YOUR INSTRUCTIONS. Each line that holds the word "React" should be returned.

RAW DATA.
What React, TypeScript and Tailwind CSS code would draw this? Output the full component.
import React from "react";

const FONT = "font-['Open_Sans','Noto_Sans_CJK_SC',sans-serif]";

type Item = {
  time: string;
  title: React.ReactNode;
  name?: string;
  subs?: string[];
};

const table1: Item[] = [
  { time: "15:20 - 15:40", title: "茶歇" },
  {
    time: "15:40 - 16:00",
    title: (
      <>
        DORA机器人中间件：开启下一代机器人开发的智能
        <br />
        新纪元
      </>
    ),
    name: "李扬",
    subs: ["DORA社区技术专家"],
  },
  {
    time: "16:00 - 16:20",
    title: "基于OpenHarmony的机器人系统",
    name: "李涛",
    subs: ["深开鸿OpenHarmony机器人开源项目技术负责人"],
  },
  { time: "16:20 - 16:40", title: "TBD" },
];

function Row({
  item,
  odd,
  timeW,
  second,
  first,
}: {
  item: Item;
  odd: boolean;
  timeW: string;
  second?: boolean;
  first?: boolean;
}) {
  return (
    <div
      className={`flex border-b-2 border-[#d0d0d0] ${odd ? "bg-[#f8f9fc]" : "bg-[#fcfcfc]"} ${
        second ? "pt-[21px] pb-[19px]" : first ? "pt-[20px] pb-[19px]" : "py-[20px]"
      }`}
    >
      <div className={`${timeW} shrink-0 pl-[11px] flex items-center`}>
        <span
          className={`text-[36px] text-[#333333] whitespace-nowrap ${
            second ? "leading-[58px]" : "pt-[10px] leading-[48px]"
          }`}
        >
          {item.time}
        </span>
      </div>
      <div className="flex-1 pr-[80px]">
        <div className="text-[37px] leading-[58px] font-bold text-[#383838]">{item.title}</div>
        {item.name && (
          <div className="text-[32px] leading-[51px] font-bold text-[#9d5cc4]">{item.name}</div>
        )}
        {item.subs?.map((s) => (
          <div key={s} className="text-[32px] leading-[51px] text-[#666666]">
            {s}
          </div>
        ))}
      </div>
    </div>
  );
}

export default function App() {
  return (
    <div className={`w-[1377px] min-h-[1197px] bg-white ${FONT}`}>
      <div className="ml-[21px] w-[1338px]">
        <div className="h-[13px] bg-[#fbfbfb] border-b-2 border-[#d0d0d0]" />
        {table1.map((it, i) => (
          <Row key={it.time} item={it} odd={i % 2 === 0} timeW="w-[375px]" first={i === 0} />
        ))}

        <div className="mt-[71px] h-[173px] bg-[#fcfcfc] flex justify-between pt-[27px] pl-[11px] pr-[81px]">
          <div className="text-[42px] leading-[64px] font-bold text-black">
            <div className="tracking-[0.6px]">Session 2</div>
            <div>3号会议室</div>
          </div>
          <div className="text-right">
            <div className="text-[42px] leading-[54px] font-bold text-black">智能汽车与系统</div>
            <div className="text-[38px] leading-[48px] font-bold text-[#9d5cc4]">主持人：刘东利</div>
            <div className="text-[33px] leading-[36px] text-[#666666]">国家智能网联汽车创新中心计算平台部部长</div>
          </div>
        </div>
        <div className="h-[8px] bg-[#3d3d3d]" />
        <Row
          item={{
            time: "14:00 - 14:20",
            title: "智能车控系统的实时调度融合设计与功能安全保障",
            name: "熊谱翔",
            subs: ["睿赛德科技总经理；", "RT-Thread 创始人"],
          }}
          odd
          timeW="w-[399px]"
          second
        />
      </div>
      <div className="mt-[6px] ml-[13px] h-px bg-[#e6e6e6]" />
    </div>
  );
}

TASK OUTPUT.
What React, TypeScript and Tailwind CSS code would draw this? Output the full component.
import React from "react";
  title: React.ReactNode;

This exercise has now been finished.